Но время летело: первая минута опьянения прошла, настала вторая эпоха любви, эпоха моего перерождения. От частых бесед с Зенаидой рассеивался туман, тяготевший дотоле над моим разумом; понятия мои прояснились под влиянием ее чистой, юной, теплой, сильной души; я прозревал, как слепорожденный, когда врач срывает плеву с очей его; постепенно разверзался передо мной новый, нечаянный мир, — мир не вымыслов, не фантазий, а прекрасных истин, высоких страстей, мир изящества, поэзии, всего, что облагораживает и счастливит душу человека… С каким благоговением проникал я в его таинства! С какой гордостью восставал из угнетавшего меня ничтожества и, наконец, как пересозданный, взглянул я на мир божий!.. Все тогда преобразилось во мне и вокруг меня. Впервые ощутил я в себе мысль добродетельную и деятельную, силу воли, чувство изящного и в восторге пал в прах перед могуществом всезиждителя, постигнув дивное совершенство творения, загадку нашего бытия, высокое предназначение человека. Я сделался лучше, возвышеннее, добрее к людям, довольнее собой… С каждым дыханием я впивал в себя новую жизнь, я одушевлялся новым сочувствием ко всему окружавшему, и то сочувствие, сообщаясь целой природе, вызывало ее отголосок. Все дышащее и недышащее принимало привет мой, все ответствовало понятным для меня языком… Казалось, душа моя, только что родившаяся к бытию, освещала весь мир лучами красоты своей, и он, согретый ее теплотою, подобно статуе Мемноновой{41}, отзывался на первый луч ее небесною гармонией.

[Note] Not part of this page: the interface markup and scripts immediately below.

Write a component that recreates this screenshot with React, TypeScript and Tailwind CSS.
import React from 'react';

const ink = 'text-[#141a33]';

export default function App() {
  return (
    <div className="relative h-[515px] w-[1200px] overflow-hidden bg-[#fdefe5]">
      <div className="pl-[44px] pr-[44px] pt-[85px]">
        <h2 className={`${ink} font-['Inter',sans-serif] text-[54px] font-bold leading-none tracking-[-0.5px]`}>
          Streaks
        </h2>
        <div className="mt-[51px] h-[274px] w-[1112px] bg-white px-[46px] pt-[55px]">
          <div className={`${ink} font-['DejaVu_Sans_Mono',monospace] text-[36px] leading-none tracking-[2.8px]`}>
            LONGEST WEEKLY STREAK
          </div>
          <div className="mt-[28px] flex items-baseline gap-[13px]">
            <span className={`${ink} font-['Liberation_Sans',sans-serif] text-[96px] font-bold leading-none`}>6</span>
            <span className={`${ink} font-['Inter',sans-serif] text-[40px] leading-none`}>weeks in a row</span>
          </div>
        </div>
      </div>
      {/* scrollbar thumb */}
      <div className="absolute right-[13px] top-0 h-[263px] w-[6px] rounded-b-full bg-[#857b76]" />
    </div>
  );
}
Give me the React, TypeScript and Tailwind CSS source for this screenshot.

Прежде я не знал, как отрадна справедливая гордость самосознания, и, вопреки моему самолюбию и полной независимости, рабски зависел от мнения людского; не раз действовал против собственного убеждения из жалкого соревнования товарищам в жалкой философии, искаженной или, лучше сказать, пересозданной на бивуаках лихими наездниками и рубаками. Прежде я не подозревал даже тех утешений, которые даровал нам господь в нашем внутреннем, недремлющем я, не в том суетном потворнике страстей людских, неугомонном прославителе наших бывалых и небывалых деяний, которое в вечном разладе с совестью живет на языке и трубит всем в уши баснями, тешащими только его самого, но в строгом аргусе и судье, не покорствующем ни перед законами света, ни перед велениями судьбы, в непреклонном неподкупном хранителе небесного зерна, напутного дара божия при вступлении нашем в жизнь, которое, не заглохнув в тернии и уцелев от хищных птиц, зреет в груди человека на опору ему в угнетении, на радость и спокойствие в самых горьких бедах.
Изредка, еще в первое время моей юности, при взгляде на стройное величие природы или при сочувствии к творениям великих поэтов, я ощущал в себе тайное беспокойство, тоску по чему-то родному. Мне приходило желание стряхнуть с себя гнет жизни существенной и искать приюта в сферах, менее подвластных расчетам, искательствам, в сферах, свободных от тиранства, мод и приличий, от их глупцов-законодателей, от рабской точности их мудрецов-исполнителей; но то было желание темное, мимолетное, сходное с тем безотчетным чувством, которое я испытывал во Швейцарии, когда, бродя в горах, усталый и одинокий, склонялся случайно с выси заоблачной над бездною и, обвеянный могильной тишиной, мраком бездонной глубины, не изведанной от дня мироздания, порывался ринуться в недра ее, с чудным замиранием в груди, с трепетом, будто предвещающим блаженство. Желание то, едва мелькая в идее без формы и без сил к исполнению, разлеталось при самом рождении; вторая мысль снова увлекала меня в водоворот, не менее опасный, но не столь ясно видимый, жизни и света.
Впоследствии даже эти порывы стихли в душе моей; чувство прекрасного остывало в ней от беспрестанных столкновений с людьми глухо-слепыми для всего возвышенного и изящного; благородные понятия мои притуплялись, идеи суживались и, наконец, совершенно ограничились тесным кругом бивуачной жизни.
Теперь в присутствии Зенаиды воскресли во мне убитые светом чувства, ожила энергия воли; мысль, так долго дремавшая под спудом убогой вседневности, проснулась, вскипела новою силой, но я не рвался уже в будущее, не томился страстным, беспокойным любопытством, которого цели мы сами не можем истолковать; при ней стихло во мне стремление к недосягаемому, не было места тоске и порывам, я все нашел, все уразумел, отдыхал, упивался настоящим, настоящее наполняло всякую минуту существования, всякую частицу моего бытия неземными утехами.